The new rules allow schools to choose between the “preponderance of the evidence” standard or a “clear and convincing evidence” standard. The standard must be stated in the school’s grievance process, and it must be consistent with the standard that the schools use to decide complaints against school employees and faculty members.

In colleges, the grievance process must provide for a live hearing, although parties and witnesses may appear virtually at the school’s discretion. Under the old guidance, schools sometimes suspended or expelled alleged offenders based on findings of an investigator, without any formal hearing.

Cross-examination is allowed in the hearing, although the questions must be asked by advisers to the parties, rather than the parties themselves. If a party doesn’t have an adviser, the college must provide one, although the adviser does not have to be a lawyer.

During cross-examination, a hearing officer must determine whether a question is relevant before it is answered.

Questions about an accuser’s past sexual behavior are deemed to be irrelevant unless offered to prove that someone other than the accused committed the alleged misconduct or offered to prove consent.

Live hearings are not required at the kindergarten through 12th grade level.

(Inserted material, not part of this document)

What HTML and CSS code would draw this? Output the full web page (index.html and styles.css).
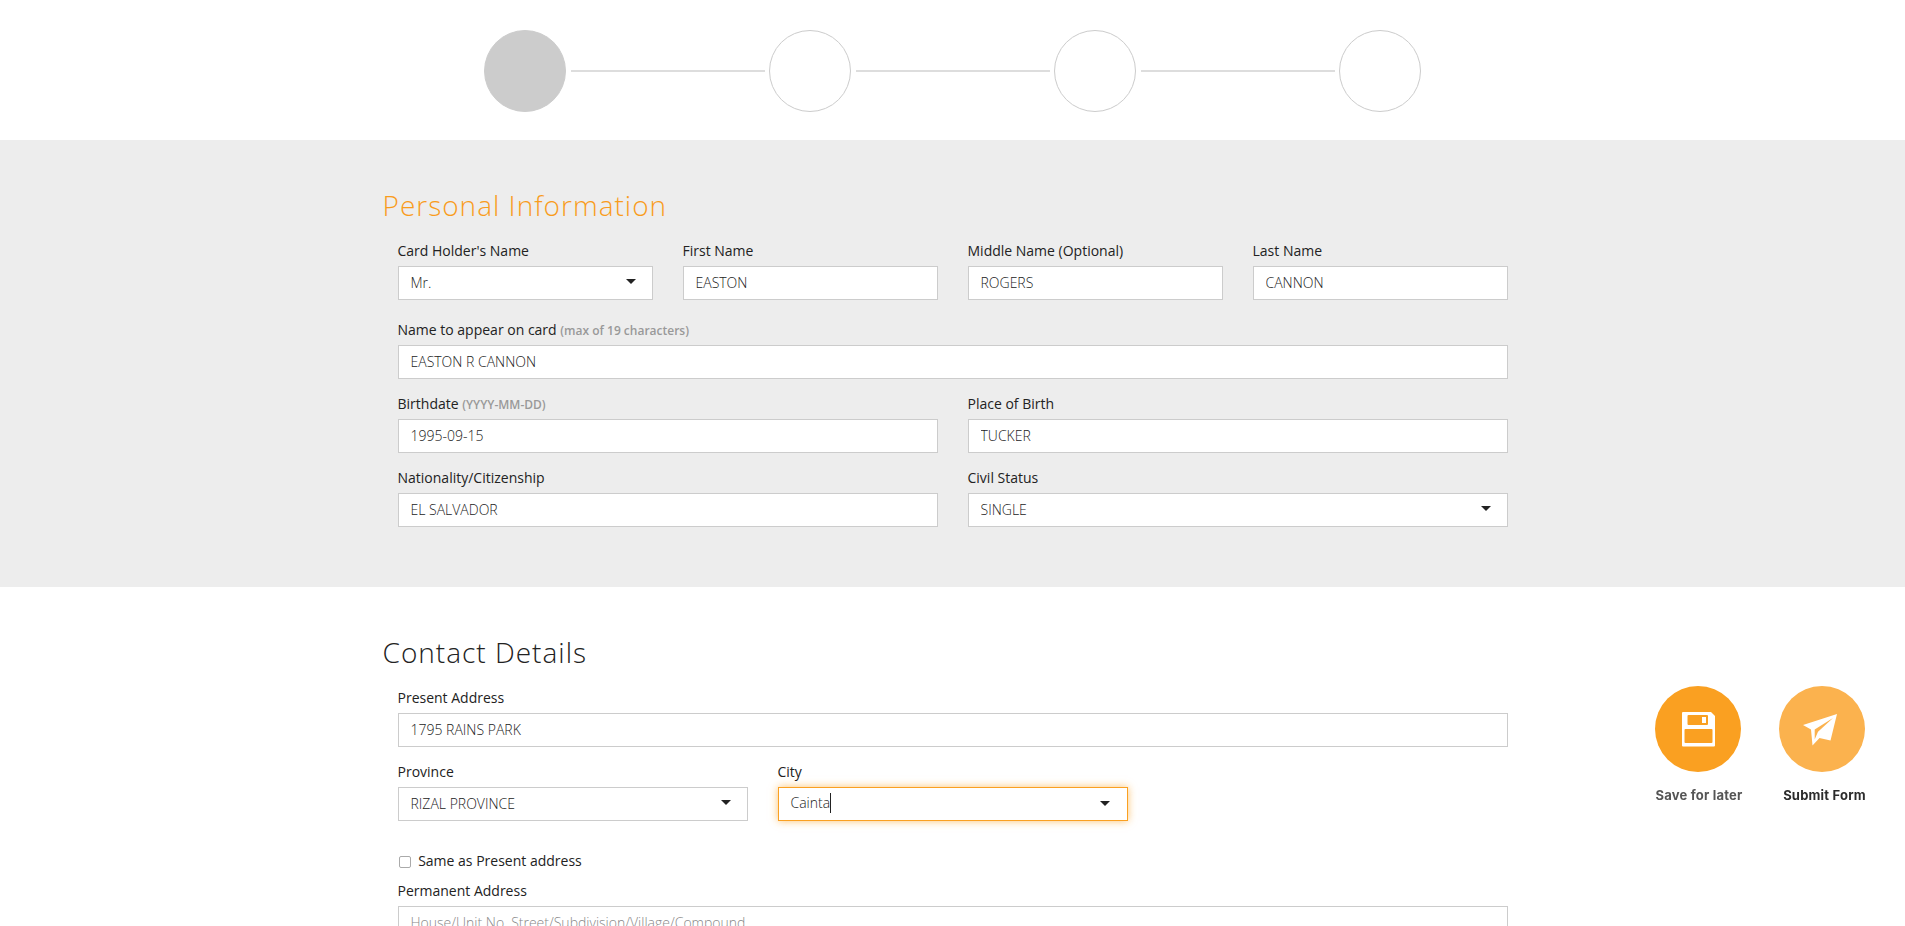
FILE: index.html
```html
<!DOCTYPE html>
<html lang="en">
<head>
  <meta charset="UTF-8">
  <meta name="viewport" content="width=device-width, initial-scale=1.0">
  <title>Card Application</title>
  <link rel="stylesheet" href="styles.css">
</head>
<body>
  <div class="stepper">
    <span class="step step-active"></span>
    <span class="step-line"></span>
    <span class="step"></span>
    <span class="step-line"></span>
    <span class="step"></span>
    <span class="step-line"></span>
    <span class="step"></span>
  </div>

  <section class="band band-grey">
    <div class="container">
      <h2 class="title title-orange">Personal Information</h2>
      <div class="row row-4">
        <div class="field">
          <label>Card Holder's Name</label>
          <div class="select"><select><option>Mr.</option></select></div>
        </div>
        <div class="field">
          <label>First Name</label>
          <input type="text" value="EASTON">
        </div>
        <div class="field">
          <label>Middle Name (Optional)</label>
          <input type="text" value="ROGERS">
        </div>
        <div class="field">
          <label>Last Name</label>
          <input type="text" value="CANNON">
        </div>
      </div>
      <div class="row row-name">
        <div class="field">
          <label>Name to appear on card <small>(max of 19 characters)</small></label>
          <input type="text" value="EASTON R CANNON">
        </div>
      </div>
      <div class="row row-2">
        <div class="field">
          <label>Birthdate <small>(YYYY-MM-DD)</small></label>
          <input type="text" value="1995-09-15">
        </div>
        <div class="field">
          <label>Place of Birth</label>
          <input type="text" value="TUCKER">
        </div>
      </div>
      <div class="row row-2">
        <div class="field">
          <label>Nationality/Citizenship</label>
          <input type="text" value="EL SALVADOR">
        </div>
        <div class="field">
          <label>Civil Status</label>
          <div class="select"><select><option>SINGLE</option></select></div>
        </div>
      </div>
    </div>
  </section>

  <section class="band band-white">
    <div class="container">
      <h2 class="title">Contact Details</h2>
      <div class="row">
        <div class="field">
          <label>Present Address</label>
          <input type="text" value="1795 RAINS PARK">
        </div>
      </div>
      <div class="row row-city">
        <div class="field">
          <label>Province</label>
          <div class="select"><select><option>RIZAL PROVINCE</option></select></div>
        </div>
        <div class="field">
          <label>City</label>
          <div class="select select-focus"><span class="typed">Cainta</span></div>
        </div>
      </div>
      <label class="check"><input type="checkbox"> Same as Present address</label>
      <div class="row">
        <div class="field">
          <label>Permanent Address</label>
          <input type="text" placeholder="House/Unit No. Street/Subdivision/Village/Compound">
        </div>
      </div>
    </div>
  </section>

  <div class="actions">
    <a class="action" href="#">
      <span class="action-circle">
        <svg width="33" height="35" viewBox="0 0 33 35">
          <path fill="#fff" fill-rule="evenodd" d="M1 0H29L33 4V33.500Q33 34.500 32 34.500H1Q0 34.500 0 33.500V1Q0 0 1 0ZM6.500 3Q5.500 3 5.500 4V12Q5.500 13 6.500 13H25Q26 13 26 12V4Q26 3 25 3ZM3.500 17Q2.500 17 2.500 18V30Q2.500 31 3.500 31H29.500Q30.500 31 30.500 30V18Q30.500 17 29.500 17ZM20 5H24V11H20Z"/>
        </svg>
      </span>
      <span class="action-label">Save for later</span>
    </a>
    <a class="action action-submit" href="#">
      <span class="action-circle">
        <svg class="icon-plane" width="35" height="32" viewBox="0 0 35 32">
          <path fill="#fff" fill-rule="evenodd" d="M34 0L0 11L8 15.500L9.500 31.500L16.500 24L27.500 26.500ZM30 4L11.700 15.500L11.700 25.500L15 17.700Z"/>
        </svg>
      </span>
      <span class="action-label">Submit Form</span>
    </a>
  </div>
</body>
</html>
```

FILE: styles.css
```css
html, body {
  margin: 0;
  padding: 0;
  height: 926px;
  overflow: hidden;
}

body {
  font-family: 'Open Sans', sans-serif;
  font-size: 14px;
  color: #222;
  background: #fff;
}

/* Stepper */
.stepper {
  height: 140px;
  padding-top: 30px;
  box-sizing: border-box;
  display: flex;
  justify-content: center;
  gap: 4px;
}

.step {
  width: 82px;
  height: 82px;
  box-sizing: border-box;
  border: 1px solid #ccc;
  border-radius: 50%;
}

.step-active {
  background: #ccc;
}

.step-line {
  width: 194px;
  height: 2px;
  margin-top: 40px;
  margin-left: 1px;
  background: #ddd;
}

/* Sections */
.band-grey {
  background: #ededed;
  height: 447px;
}

.band-white {
  background: #fff;
}

.container {
  width: 1140px;
  margin: 0 auto;
  box-sizing: border-box;
}

.title {
  margin: 0 0 8px;
  padding-top: 46px;
  font-size: 28px;
  font-weight: 300;
  line-height: 38px;
  letter-spacing: 1px;
  color: #222;
}

.title-orange {
  color: #f99c1c;
}

.row {
  display: grid;
  grid-template-columns: 1fr;
  gap: 30px;
  padding: 0 15px;
  margin-bottom: 6px;
}

.row-4 {
  grid-template-columns: repeat(4, 1fr);
  margin-bottom: 11px;
}

.row-2 {
  grid-template-columns: repeat(2, 1fr);
}

.row-city {
  grid-template-columns: 350px 350px;
}

.field label {
  display: block;
  height: 34px;
  box-sizing: border-box;
  padding-top: 4px;
  line-height: 30px;
  color: #222;
}

.field small {
  font-size: 12px;
  font-weight: 600;
  color: #999;
}

input[type="text"], select, .select-focus {
  display: block;
  width: 100%;
  height: 34px;
  box-sizing: border-box;
  padding: 0 12px 1px;
  border: 1px solid #ccc;
  border-radius: 0;
  background: #fff;
  font-family: 'Open Sans', sans-serif;
  font-size: 14px;
  font-weight: 300;
  line-height: 30px;
  color: #222;
  outline: none;
  appearance: none;
}

input::placeholder {
  color: #888;
}

.select {
  position: relative;
}

.select::after {
  content: "";
  position: absolute;
  right: 17px;
  top: 13px;
  border-top: 5px solid #222;
  border-left: 5px solid transparent;
  border-right: 5px solid transparent;
}

.select-focus {
  border-color: #faa021;
  box-shadow: 0 0 8px rgba(250, 160, 33, 0.65);
}

.typed {
  display: inline-block;
  height: 20px;
  line-height: 20px;
  margin-top: 5px;
  vertical-align: top;
  border-right: 1px solid #222;
}

.check {
  display: block;
  margin: 30px 15px 1px;
  line-height: 20px;
  font-size: 14px;
}

.check input {
  appearance: none;
  width: 12px;
  height: 12px;
  margin: 0 4px 0 1px;
  vertical-align: -2px;
  border: 1px solid #aaa;
  border-radius: 2px;
  background: #fff;
}

/* Floating actions */
.actions {
  position: fixed;
  left: 1645px;
  top: 686px;
  display: flex;
  gap: 18px;
}

.action {
  width: 106px;
  display: flex;
  flex-direction: column;
  align-items: center;
  text-decoration: none;
  color: #555;
}

.action-circle {
  width: 86px;
  height: 86px;
  border-radius: 50%;
  background: #faa021;
  display: flex;
  align-items: center;
  justify-content: center;
}

.action-submit {
  color: #2b2b2b;
}

.action-submit .action-circle {
  background: #fbb24e;
}

.icon-plane {
  margin-right: 3px;
  margin-top: 2px;
}

.action-label {
  margin-top: 14px;
  padding-left: 2px;
  font-family: 'Inter', sans-serif;
  font-size: 13px;
  font-weight: 700;
  line-height: 18px;
  letter-spacing: 0.2px;
  white-space: nowrap;
}

.action-submit .action-label {
  padding-left: 5px;
}
```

Whether or not there is a hearing, the parties must be given the investigative report and a chance to respond before a determination is made.

The regulations require schools to respond to reports of sexual harassment made to a Title IX coordinator or an official with authority to take action.

Two House Democratic committee chairs issued a statement saying the new rules create “new barriers to justice for survivors of sexual misconduct.”

The rules require schools “to address only the most severe and pervasive forms of sexual misconduct,” said the statement by House Judiciary Committee Chairman Jerrold Nadler of New York and House Education and Labor Committee Chairman Bobby Scott.

As a result, they said, “institutions may now be permitted to overlook many instances of harassment that they were previously obligated to address.” Schools will be found in violation of Title IX only if they are “deliberately indifferent” to complaints, they said.

One critic who vowed to challenge the new regulations is Emily Martin, a vice president at the National Women’s Law Center.

Martin told the Washington Post that the challenge will contend that the Department of Education was “arbitrary and capricious” in enacting the regulations and did not take into account evidence that the rules would harm survivors of sexual violence.